January can be a tough time. The holidays have been and gone, the decorations are down, it’s cold and dark in the morning. And it’s back to work or back to school. The third Monday in January has even been named ‘Blue Monday,’ and is said to be the day in the year when we are most likely to be depressed. It was calculated as so by a psychologist who took into account various factors including the average time for New Year’s resolutions to fail, the weather, and post-Christmas debt. In the UK, the Samaritans used to be outside train stations giving out tea bags on Blue Monday, which this year falls on January 15th! The message is that it’s good to talk.

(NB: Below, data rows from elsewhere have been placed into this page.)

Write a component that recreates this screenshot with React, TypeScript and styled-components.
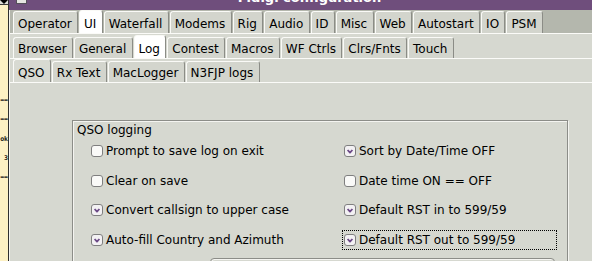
import styled, { createGlobalStyle } from "styled-components";

const GlobalStyle = createGlobalStyle`
  html, body {
    margin: 0;
    padding: 0;
  }
  body {
    width: 592px;
    height: 261px;
    overflow: hidden;
    background: #fdf1c4;
    font-family: "DejaVu Sans", "Liberation Sans", sans-serif;
    font-size: 12px;
    color: #000;
  }
`;

const Screen = styled.div`
  display: flex;
  width: 592px;
  height: 261px;
  overflow: hidden;
`;

/* the terminal window peeking out behind the dialog */
const Backdrop = styled.div`
  flex: none;
  width: 8px;
  display: flex;
  flex-direction: column;
  overflow: hidden;
  background: #fdf1c4;
`;

const BackdropBar = styled.div`
  flex: none;
  height: 4px;
  background: #dcdcd6;
  border-bottom: 1px solid #3a3a3a;
  display: flex;
  justify-content: flex-end;
`;

const BackdropLines = styled.div`
  padding-top: 86px;
  display: flex;
  flex-direction: column;
`;

const BackdropLine = styled.div`
  height: 19.25px;
  line-height: 19px;
  display: flex;
  justify-content: flex-end;
  white-space: nowrap;
  font-family: "DejaVu Sans Mono", monospace;
  font-size: 6.5px;
  font-weight: bold;
  color: #111;
`;

const Window = styled.div`
  flex: 1;
  min-width: 0;
  display: flex;
  flex-direction: column;
  border-left: 1px solid #2f2f2f;
  background: #d6d8d0;
`;

const TitleBar = styled.div`
  flex: none;
  height: 10px;
  display: flex;
  align-items: flex-end;
  overflow: hidden;
  background: #6f4e7c;
`;

const TitleIcon = styled.div`
  flex: none;
  width: 9px;
  height: 9px;
  margin: 0 0 6px 7px;
  border: 1px solid #55505a;
  background: #e6e6e2;
`;

const TitleText = styled.div`
  flex: 1;
  margin-bottom: 5px;
  line-height: 14px;
  text-align: center;
  font-size: 13px;
  font-weight: bold;
  color: #fff;
  white-space: nowrap;
`;

const Body = styled.div`
  flex: 1;
  display: flex;
  flex-direction: column;
  border-left: 1px solid #f4f4f0;
`;

const TabBar = styled.div<{ $shade?: boolean }>`
  flex: none;
  height: 23px;
  display: flex;
  align-items: flex-end;
  gap: 1px;
  padding-left: 3px;
  background: ${(p) => (p.$shade ? "#b4b7ad" : "transparent")};
`;

const Tab = styled.div<{ $active?: boolean; $inset: number; $activeBg?: string }>`
  box-sizing: border-box;
  height: ${(p) => (p.$active ? "100%" : `calc(100% - ${p.$inset}px)`)};
  display: flex;
  align-items: flex-end;
  padding: 0 5.3px 0 4px;
  line-height: 18px;
  white-space: nowrap;
  background: ${(p) => (p.$active ? p.$activeBg ?? "#ffffff" : "#d3d5cd")};
  border: 1px solid;
  border-bottom: none;
  border-color: #fafaf7 #8b8c86 transparent #fafaf7;
  border-radius: 3px 3px 0 0;
`;

const Panel = styled.div<{ $pad?: number }>`
  flex: 1;
  display: flex;
  flex-direction: column;
  border-top: 1px solid #fbfbf8;
  padding-top: ${(p) => p.$pad ?? 0}px;
`;

const Content = styled.div`
  flex: 1;
  padding: 37px 0 0 62px;
`;

const GroupBox = styled.div`
  box-sizing: border-box;
  width: 496px;
  height: 160px;
  border: 1px solid #8c8d88;
  box-shadow: 1px 1px 0 #f4f4f0, inset 1px 1px 0 #f4f4f0;
`;

const Legend = styled.div`
  padding: 1px 0 0 4px;
  line-height: 16px;
`;

const OptionGrid = styled.div`
  display: grid;
  grid-template-columns: 253px 215px;
  grid-auto-rows: 20px;
  row-gap: 9.67px;
  margin-top: 3px;
  padding-left: 16px;
`;

const Option = styled.label<{ $focused?: boolean }>`
  box-sizing: border-box;
  width: 215px;
  height: 20px;
  display: flex;
  align-items: center;
  gap: 3px;
  padding: 0 1px;
  line-height: 18px;
  white-space: nowrap;
  border: 1px dotted ${(p) => (p.$focused ? "#000" : "transparent")};
`;

const SubBox = styled.div`
  box-sizing: border-box;
  width: 345px;
  height: 20px;
  margin: 8px 0 0 137px;
  border: 1px solid #8c8d88;
  border-radius: 4px 4px 0 0;
  box-shadow: inset 1px 1px 0 #f4f4f0;
`;

const CheckBox = ({ checked }: { checked: boolean }) => (
  <svg width="12" height="12" viewBox="0 0 12 12" style={{ flex: "none" }}>
    <rect x="0.5" y="0.5" width="11" height="11" rx="2.5" fill={checked ? "#f3f1f3" : "#fafaf8"} stroke="#7f7f7f" />
    {checked && (
      <polyline points="3.6,5 6,7.6 8.4,5" fill="none" stroke="#6c4a87" strokeWidth="1.8" strokeLinejoin="round" />
    )}
  </svg>
);

const topTabs = ["Operator", "UI", "Waterfall", "Modems", "Rig", "Audio", "ID", "Misc", "Web", "Autostart", "IO", "PSM"];
const uiTabs = ["Browser", "General", "Log", "Contest", "Macros", "WF Ctrls", "Clrs/Fnts", "Touch"];
const logTabs = ["QSO", "Rx Text", "MacLogger", "N3FJP logs"];

const options = [
  { label: "Prompt to save log on exit", checked: false },
  { label: "Sort by Date/Time OFF", checked: true },
  { label: "Clear on save", checked: false },
  { label: "Date time ON == OFF", checked: false },
  { label: "Convert callsign to upper case", checked: true },
  { label: "Default RST in to 599/59", checked: true },
  { label: "Auto-fill Country and Azimuth", checked: true },
  { label: "Default RST out to 599/59", checked: true, focused: true },
];

export default function App() {
  return (
    <Screen>
      <GlobalStyle />
      <Backdrop>
        <BackdropBar>
          <svg width="8" height="4" viewBox="0 0 8 4">
            <polygon points="0,0 8,0 4,4" fill="#000" />
          </svg>
        </BackdropBar>
        <BackdropLines>
          <BackdropLine>==</BackdropLine>
          <BackdropLine>==</BackdropLine>
          <BackdropLine>ok</BackdropLine>
          <BackdropLine>3</BackdropLine>
          <BackdropLine>==</BackdropLine>
        </BackdropLines>
      </Backdrop>

      <Window>
        <TitleBar>
          <TitleIcon />
          <TitleText>Fldigi configuration</TitleText>
        </TitleBar>

        <Body>
          <TabBar $shade>
            {topTabs.map((t) => (
              <Tab key={t} $inset={1} $active={t === "UI"}>
                {t}
              </Tab>
            ))}
          </TabBar>

          <Panel $pad={1}>
            <TabBar>
              {uiTabs.map((t) => (
                <Tab key={t} $inset={2} $active={t === "Log"}>
                  {t}
                </Tab>
              ))}
            </TabBar>

            <Panel>
              <TabBar>
                {logTabs.map((t) => (
                  <Tab key={t} $inset={2} $active={t === "QSO"} $activeBg="#d8dad2">
                    {t}
                  </Tab>
                ))}
              </TabBar>

              <Panel>
                <Content>
                  <GroupBox>
                    <Legend>QSO logging</Legend>
                    <OptionGrid>
                      {options.map((o) => (
                        <Option key={o.label} $focused={o.focused}>
                          <CheckBox checked={o.checked} />
                          {o.label}
                        </Option>
                      ))}
                    </OptionGrid>
                    <SubBox />
                  </GroupBox>
                </Content>
              </Panel>
            </Panel>
          </Panel>
        </Body>
      </Window>
    </Screen>
  );
}
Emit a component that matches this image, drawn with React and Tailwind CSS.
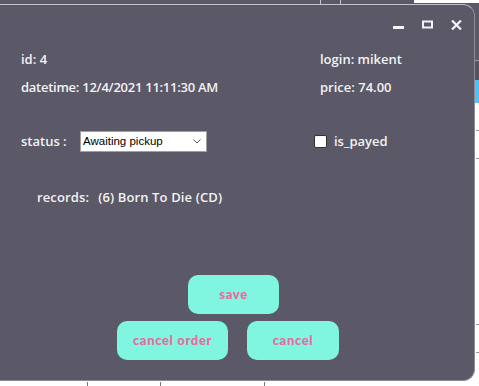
import React from 'react'

function TitleIcons() {
    return (
        <div className="flex items-center justify-end h-[40px] pr-[12px] gap-[18px]">
            <svg width="11" height="10" viewBox="0 0 11 10" className="mt-[2px]">
                <rect x="0" y="5" width="11" height="3" fill="#f4f4f6" />
            </svg>
            <svg width="11" height="10" viewBox="0 0 11 10">
                <rect x="1" y="1.5" width="9" height="6" fill="none" stroke="#f4f4f6" strokeWidth="2" />
            </svg>
            <svg width="11" height="10" viewBox="0 0 11 10">
                <path d="M1 0.5 L10 9.5 M10 0.5 L1 9.5" stroke="#f4f4f6" strokeWidth="2.2" />
            </svg>
        </div>
    )
}

function MintButton({ label, width }) {
    return (
        <button
            className={`${width} h-[39px] rounded-[10px] bg-[#80f5e0] text-[#ec6a9f] text-[13px] font-black tracking-[0.05em]`}
            style={{ fontFamily: 'Lato, "DejaVu Sans", sans-serif' }}
        >
            {label}
        </button>
    )
}

export default function App() {
    return (
        <div className="relative w-[479px] h-[386px] overflow-hidden bg-white">
            {/* parent window behind the dialog */}
            <div className="absolute left-0 top-0 w-[479px] h-[62px] bg-[#5b5867]" />
            <div className="absolute left-[414px] top-0 w-[65px] h-[3px] bg-white" />
            <div className="absolute left-[320px] top-0 w-px h-[5px] bg-[#c8c7cf]" />
            <div className="absolute left-[340px] top-0 w-px h-[5px] bg-[#c8c7cf]" />
            <div className="absolute left-[475px] top-[60px] w-[4px] h-px bg-[#9a98a4]" />
            <div className="absolute left-[475px] top-[62px] w-[4px] h-[18px] bg-[#55525f]" />
            <div className="absolute left-[475px] top-[80px] w-[4px] h-[23px] bg-[#4fc3f7]" />
            <div className="absolute left-[476px] top-[130px] w-[3px] h-px bg-[#9a9a9a]" />
            <div className="absolute left-[476px] top-[158px] w-[3px] h-px bg-[#9a9a9a]" />
            <div className="absolute left-[476px] top-[324px] w-[3px] h-px bg-[#9a9a9a]" />
            <div className="absolute left-[476px] top-[352px] w-[3px] h-px bg-[#9a9a9a]" />
            <div className="absolute left-[87px] top-[382px] w-px h-[4px] bg-[#777]" />
            <div className="absolute left-[160px] top-[382px] w-px h-[4px] bg-[#777]" />
            <div className="absolute left-[264px] top-[382px] w-px h-[4px] bg-[#777]" />

            {/* dialog */}
            <div
                className="absolute left-0 top-[4px] w-[475px] h-[377px] bg-[#5b5867] rounded-tr-[12px] rounded-br-[12px] border-t border-r border-b border-t-[#c4c3cb] border-r-[#8d8b96] border-b-[#8d8b96] text-[#f2f2f4] flex flex-col"
                style={{ fontFamily: '"Open Sans", "Noto Sans", sans-serif' }}
            >
                <TitleIcons />

                <div className="flex pl-[21px] text-[13px] font-semibold leading-[28px]">
                    <div className="w-[299px] flex flex-col">
                        <span>id: 4</span>
                        <span className="tracking-[-0.02em]">datetime: 12/4/2021 11:11:30 AM</span>
                    </div>
                    <div className="flex flex-col">
                        <span>login: mikent</span>
                        <span>price: 74.00</span>
                    </div>
                </div>

                <div className="flex items-center mt-[30px] pl-[21px] text-[13px] font-semibold h-[21px]">
                    <span className="w-[59px]">status :</span>
                    <div
                        className="w-[127px] h-[21px] bg-white border border-[#a0a0a0] flex items-center justify-between pl-[2px] pr-[5px] text-black text-[11.5px] font-normal"
                        style={{ fontFamily: '"Liberation Sans", Arial, sans-serif' }}
                    >
                        <span>Awaiting pickup</span>
                        <svg width="8" height="5" viewBox="0 0 8 5">
                            <path d="M0.5 0.5 L4 4 L7.5 0.5" fill="none" stroke="#555" strokeWidth="1" />
                        </svg>
                    </div>
                    <div className="ml-[107px] flex items-center gap-[7px]">
                        <div className="w-[13px] h-[13px] bg-white border border-[#333] rounded-[2px]" />
                        <span>is_payed</span>
                    </div>
                </div>

                <div className="mt-[35px] pl-[37px] flex gap-[9px] text-[13px] font-semibold leading-[20px] tracking-[0.01em]">
                    <span>records:</span>
                    <span>(6) Born To Die (CD)</span>
                </div>

                <div className="mt-[68px] flex flex-col items-start gap-[7px]">
                    <div className="pl-[188px]">
                        <MintButton label="save" width="w-[91px]" />
                    </div>
                    <div className="pl-[117px] flex gap-[19px]">
                        <MintButton label="cancel order" width="w-[111px]" />
                        <MintButton label="cancel" width="w-[92px]" />
                    </div>
                </div>
            </div>
        </div>
    )
}
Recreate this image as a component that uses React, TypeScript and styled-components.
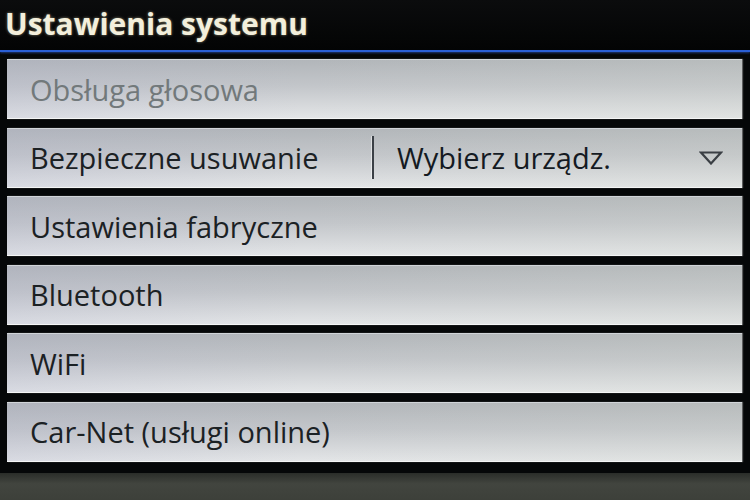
import styled, { createGlobalStyle } from "styled-components";

const GlobalStyle = createGlobalStyle`
  html, body {
    margin: 0;
    padding: 0;
    background: #050708;
  }
  body {
    font-family: "Open Sans", "Noto Sans", sans-serif;
  }
`;

const Screen = styled.div`
  width: 750px;
  height: 500px;
  display: flex;
  flex-direction: column;
  background: #050708;
  overflow: hidden;
`;

const Header = styled.header`
  height: 52px;
  display: flex;
  align-items: center;
  padding: 0 0 3px 5px;
  box-sizing: border-box;
  background: linear-gradient(180deg, #0b0c0d 0%, #030404 100%);
  border-bottom: 2px solid #2a5fd6;
  box-shadow: 0 1px 2px rgba(60, 110, 230, 0.5);
`;

const Title = styled.h1`
  margin: 0;
  font-size: 30px;
  font-weight: 700;
  letter-spacing: 0;
  color: #f3efdc;
  text-shadow: 0 0 3px rgba(240, 230, 190, 0.55);
`;

const List = styled.div`
  display: flex;
  flex-direction: column;
  gap: 8.5px;
  padding: 7px 8px 0 7px;
`;

const Row = styled.div<{ disabled?: boolean }>`
  height: 60px;
  display: flex;
  align-items: center;
  box-sizing: border-box;
  border-top: 1px solid #d0d4d8;
  border-bottom: 1px solid #f4f5f5;
  background: linear-gradient(
      90deg,
      rgba(170, 172, 205, 0.18) 0%,
      rgba(255, 255, 255, 0) 40%,
      rgba(210, 215, 200, 0.18) 100%
    ),
    linear-gradient(180deg, #b2b6ba 0%, #c3c6ca 45%, #e3e5e7 100%);
  box-shadow: 1px 0 1px rgba(255, 255, 255, 0.35);
  color: ${(p) => (p.disabled ? "#72797b" : "#1b2124")};
`;

const Label = styled.span`
  padding-left: 23px;
  font-size: 29px;
  letter-spacing: 0;
  white-space: nowrap;
`;

const SplitLabel = styled(Label)`
  width: 365px;
  flex: none;
  box-sizing: border-box;
`;

const Divider = styled.div`
  width: 2px;
  height: 43px;
  background: #3b4046;
  box-shadow: -1px 0 0 rgba(255, 255, 255, 0.5);
`;

const Select = styled.div`
  flex: 1;
  display: flex;
  align-items: center;
  justify-content: space-between;
  padding: 0 19px 0 23px;
`;

const SelectValue = styled.span`
  font-size: 29px;
  letter-spacing: 0;
  color: #141a22;
`;

const Bezel = styled.div`
  margin-top: auto;
  height: 27px;
  background: linear-gradient(180deg, #2a2d29 0%, #42453f 40%, #3d403a 100%);
`;

function DownArrow() {
  return (
    <svg width="24" height="14" viewBox="0 0 24 14">
      <path
        d="M2 1.5 L22 1.5 L12 12.5 Z"
        fill="none"
        stroke="#3a3f44"
        strokeWidth="2.2"
        strokeLinejoin="miter"
      />
    </svg>
  );
}

const items = [
  "Ustawienia fabryczne",
  "Bluetooth",
  "WiFi",
  "Car-Net (usługi online)",
];

export default function App() {
  return (
    <Screen>
      <GlobalStyle />
      <Header>
        <Title>Ustawienia systemu</Title>
      </Header>
      <List>
        <Row disabled>
          <Label>Obsługa głosowa</Label>
        </Row>
        <Row>
          <SplitLabel>Bezpieczne usuwanie</SplitLabel>
          <Divider />
          <Select>
            <SelectValue>Wybierz urządz.</SelectValue>
            <DownArrow />
          </Select>
        </Row>
        {items.map((label) => (
          <Row key={label}>
            <Label>{label}</Label>
          </Row>
        ))}
      </List>
      <Bezel />
    </Screen>
  );
}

It can also help, I think, to laugh. I always feel better after a good laugh. And no wonder. A hearty laugh can relieve physical tension and stress and leave the muscles relaxed for up to forty-five minutes. It boosts the immune system, decreases stress hormones and increases immune cells and infection-fighting antibodies. It also reduces blood pressure and releases endorphins, the body’s natural painkillers; the so-called ‘happy hormones.’ Laughter is possibly the best medicine there is! What’s more, laughter is a great way of bringing people together and reminded us of our common humanity. After all, the words humour and human come from the same Latin root, humus, meaning earth. When we laugh, we’re connected to the earth in a particular way.

Sadly, church and religion have often been seen as a terribly serious business, incompatible with laughter. One example to counter that view is a nice story about the well-known American monk and writer, Thomas Merton. It is said that the way to identify him in his Trappist monastery which in the 1960s had over 200 silent monks was that he was always laughing. And I love what happened when the British comedian John Cleese met the Dalai Lama. They didn’t say a word to one another but simply broke into spontaneous and prolonged laughter!

I have fond memories of one time of evening prayer in the L’Arche house where I was living in the early 90s. Myself and one or two others got the giggles. When we eventually got ourselves under control, a young Franciscan friar from Glasgow said rather earnestly and in his lovely, thick accent, “Dear Lord, thank you for laughter.” At which point we absolutely lost it! It was a wonderful moment and I could well imagine God having a good giggle with us.

I used to enjoy the writings of Rabbi Lionel Blue, and his short pieces often included a little joke, often the same joke. I don’t remember it now but the mere fact of him doing that continues to make me smile many years later.

At the end of his life, Rabbi Blue began referring to God as ‘he, she, they or it!’ If ever I need my spirits lifting, in January or at any time, I’ll try and remember to have a bit of a laugh. And I hope that God, whoever he, she, they or it may be, will be having a good chuckle with me.

And I’ll finish with a little joke, one found in a wonderful book by the American Jesuit, James Martin, entitled Between Heaven and Mirth. It concerns Mother Teresa and is from the time when John Paul II was pope and creating hundreds of new saints. A young sister came one day and asked Mother Teresa what she would need to do to achieve sainthood. Mother Teresa smiled and said, “Die now, this pope’s canonising everyone.”